And then that wonderful statement he makes to the Corinthians which I love so very much, and you do too if you remember it. Second Corinthians 4:17 in which he says, “We look not at the things that are seen but at the things that are not seen, for the things that are seen are temporal, the things that are not seen are eternal.” That was his focus in verse 18. Then in verse 17 he says this. Therefore “our momentary light affliction is producing for us an eternal weight of glory far beyond all comparison.” I have my eyes on eternal things. I have my eyes on my eternal reward.

And that’s where his eyes are in our text, by the way. Verse 6, “I’m already being poured out as a drink offering and the time of my departure has come. I have fought the good fight, I have finished the course, I have kept the faith.” Here’s his future look, “In the future there is laid up for me the crown of righteousness which the Lord, the righteous judge, will award to me on that day and not only to me but also to all who have loved His appearing.”

Facing his own martyrdom which was coming imminently, Paul had no fear, no regret, no desire to stay in this world. He longed for the world to come and the reward to come in that world. That was his hope. Now remember, this is a summary of his life, verses 6, 7 and 8. Verse 6 is the present tense, “I am already being poured out as a drink offering and the time of my departure has come.” He looks at the close of his life and he’s ready. He sees where he is. He understands that it’s an honor for him to die. This is his last act of sacrificial loyalty to Christ. And then in verse 7, he runs by the past of his life. And he says, “I have fought the good fight, I have finished the course, I have kept the faith.”

In other words, as he looked over the course of his life, he remembered that he was faithful. No regret, no sadness, no sense of unfulfillment, no feeling of incompleteness, not the smallest thing left undone. He had finished the work the Lord gave him to do just as he had hoped and prayed he would in Acts chapter 20. And he faces death with a triumphant spirit. He has seen the grace of God accomplished within him, all that God designed. And he is now ready to face death. The past is the past. The present is almost the past. And all that remains is the future.

Let’s look with Paul then at verse 8 and let’s see how he viewed the future, the crown of his life and the fact that he will be rewarded. And this, dear friends, is the joy of the heart of a faithful servant who comes to the end of his life knowing he was faithful and is to be rewarded. Verse 8, “In the future,” he’s looking ahead. That little phrase, literally, is what’s remaining, or what remains. All that is left, he is saying. All that is left for me is to receive my reward, is to receive what God has for me. Now, somebody might say, “This seems a little egotistical. I’ve finished my course. I’ve kept the faith. I’ve done it all. Now, Lord, I want my reward.”
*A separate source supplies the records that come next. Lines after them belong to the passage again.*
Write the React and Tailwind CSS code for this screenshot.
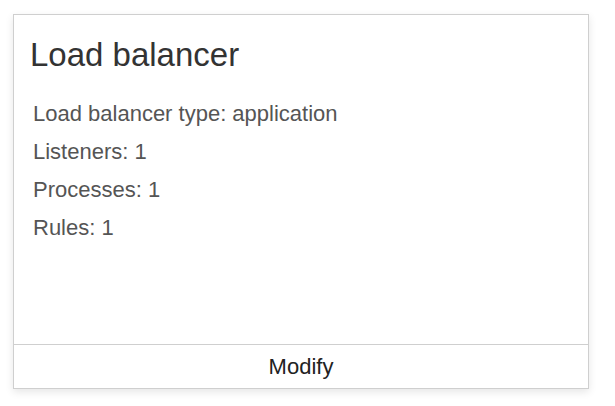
export default function App() {
  const rows = ['Load balancer type: application', 'Listeners: 1', 'Processes: 1', 'Rules: 1'];

  return (
    <div className="min-h-screen bg-white pl-[13px] pt-[14px] font-['Liberation_Sans',Arial,sans-serif]">
      <div className="flex h-[375px] w-[576px] flex-col border border-[#cfcfcf] bg-white shadow-[0_3px_8px_rgba(0,0,0,0.10)]">
        <div className="flex-1 pl-4 pt-[22px]">
          <h2 className="text-[33px] leading-[36px] text-[#333]">Load balancer</h2>
          <ul className="mt-[22px] pl-[3px]">
            {rows.map((row) => (
              <li key={row} className="text-[22px] leading-[38px] text-[#555]">
                {row}
              </li>
            ))}
          </ul>
        </div>
        <button
          type="button"
          className="flex h-[44px] items-center justify-center border-t border-[#cfcfcf] pb-px text-[22px] text-[#222]"
        >
          Modify
        </button>
      </div>
    </div>
  );
}
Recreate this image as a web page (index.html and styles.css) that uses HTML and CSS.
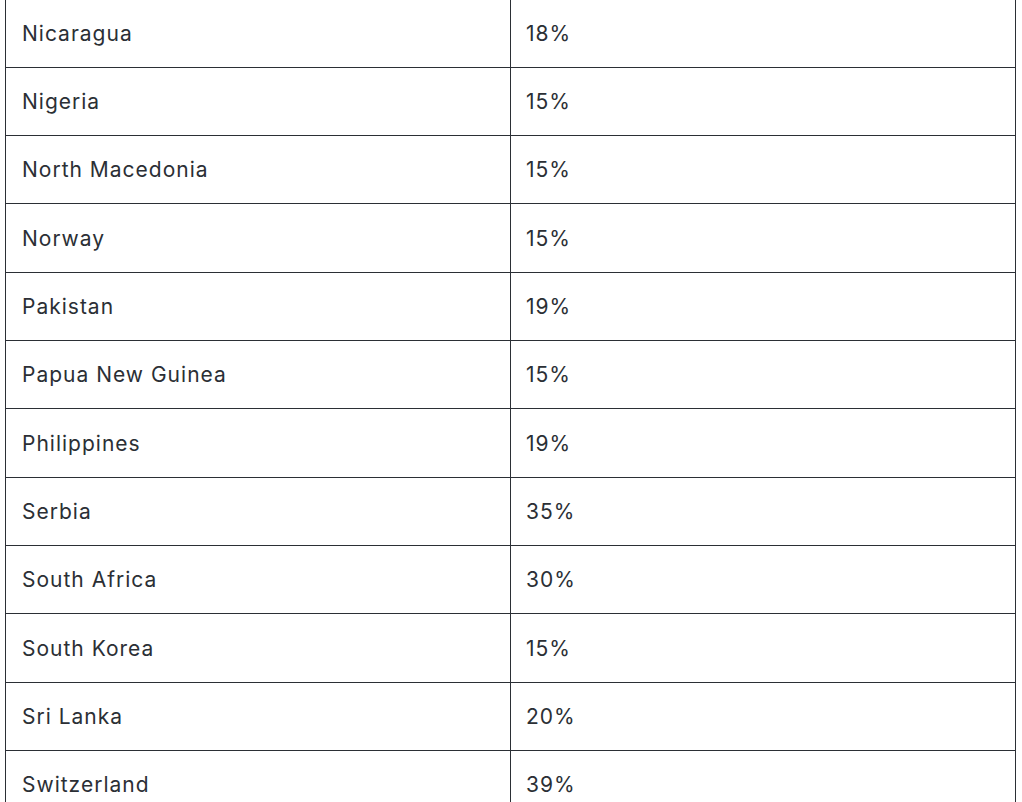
FILE: index.html
```html
<!DOCTYPE html>
<html>
<head>
<meta charset="utf-8">
<link rel="stylesheet" href="styles.css">
</head>
<body>
<div class="wrap">
<table class="rates">
<tbody>
<tr><td>Nicaragua</td><td>18%</td></tr>
<tr><td>Nigeria</td><td>15%</td></tr>
<tr><td>North Macedonia</td><td>15%</td></tr>
<tr><td>Norway</td><td>15%</td></tr>
<tr><td>Pakistan</td><td>19%</td></tr>
<tr><td>Papua New Guinea</td><td>15%</td></tr>
<tr><td>Philippines</td><td>19%</td></tr>
<tr><td>Serbia</td><td>35%</td></tr>
<tr><td>South Africa</td><td>30%</td></tr>
<tr><td>South Korea</td><td>15%</td></tr>
<tr><td>Sri Lanka</td><td>20%</td></tr>
<tr><td>Switzerland</td><td>39%</td></tr>
</tbody>
</table>
</div>
</body>
</html>
```
FILE: styles.css
```css
html, body {
  margin: 0;
  padding: 0;
  background: #ffffff;
}
.wrap {
  padding-left: 5px;
  margin-top: -1.5px;
}
.rates {
  width: 1011px;
  border-collapse: collapse;
  table-layout: fixed;
  font-family: Inter, "Noto Sans", sans-serif;
  font-size: 21px;
  letter-spacing: 1px;
  color: #2b2f35;
}
.rates td {
  border: 1px solid #2b2f35;
  height: 68.33px;
  padding: 0 16px;
  box-sizing: border-box;
  vertical-align: middle;
}
.rates td:first-child {
  width: 505px;
}
.rates td + td {
  padding-left: 15px;
}
```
Is this selfish? Is this somewhat crass or self-indulgent? Is this a bit self-centered? Let me tell you why it’s not. God has made the promise. God promised the reward. It isn’t wrong to want what God promised. Furthermore – listen carefully – our eternal reward takes into consideration not only what we did but why we did it. Did you get that? And why we did it can either affirm the doing or cancel the doing. For Paul, writing in 1 Corinthians chapter 4 and looking ahead to the time of reward, says, “Do not go on passing judgment before the time but wait until the Lord comes who will both bring to light the things hidden in the darkness and disclose the motives of men’s hearts and then each man’s praise will come to him from God.”

Motive is bound up in the deed. And admittedly, sometimes – sometimes it seems as though you never do anything from a totally pure motive. But God knows the motive, and what of that motive is pure is that which will be rewarded. So we don’t need to fear that we might be rewarded for selfish, self-centered, egotistical, self-indulgent, crass service. The wrong motive cancels the doing of the deed. But whatever has been done for Christ and in His name with a proper heart motive for His glory, that will be rewarded.

So, as Paul anticipates the reward, he anticipates that reward which comes for a true heart and a pure intent. And so, his heart is set on that. He is the athlete who has won the struggle. He is the wrestler who has won the match. He is the boxer who has won the fight. He is the runner who has won the race. And now he looks to the judge’s stand and he waits to hear of his winner’s crown and to receive it. Nothing wrong with that. His effort was worthy, and the righteous judge will properly reward him without mistake. So he looks to the future, in the future.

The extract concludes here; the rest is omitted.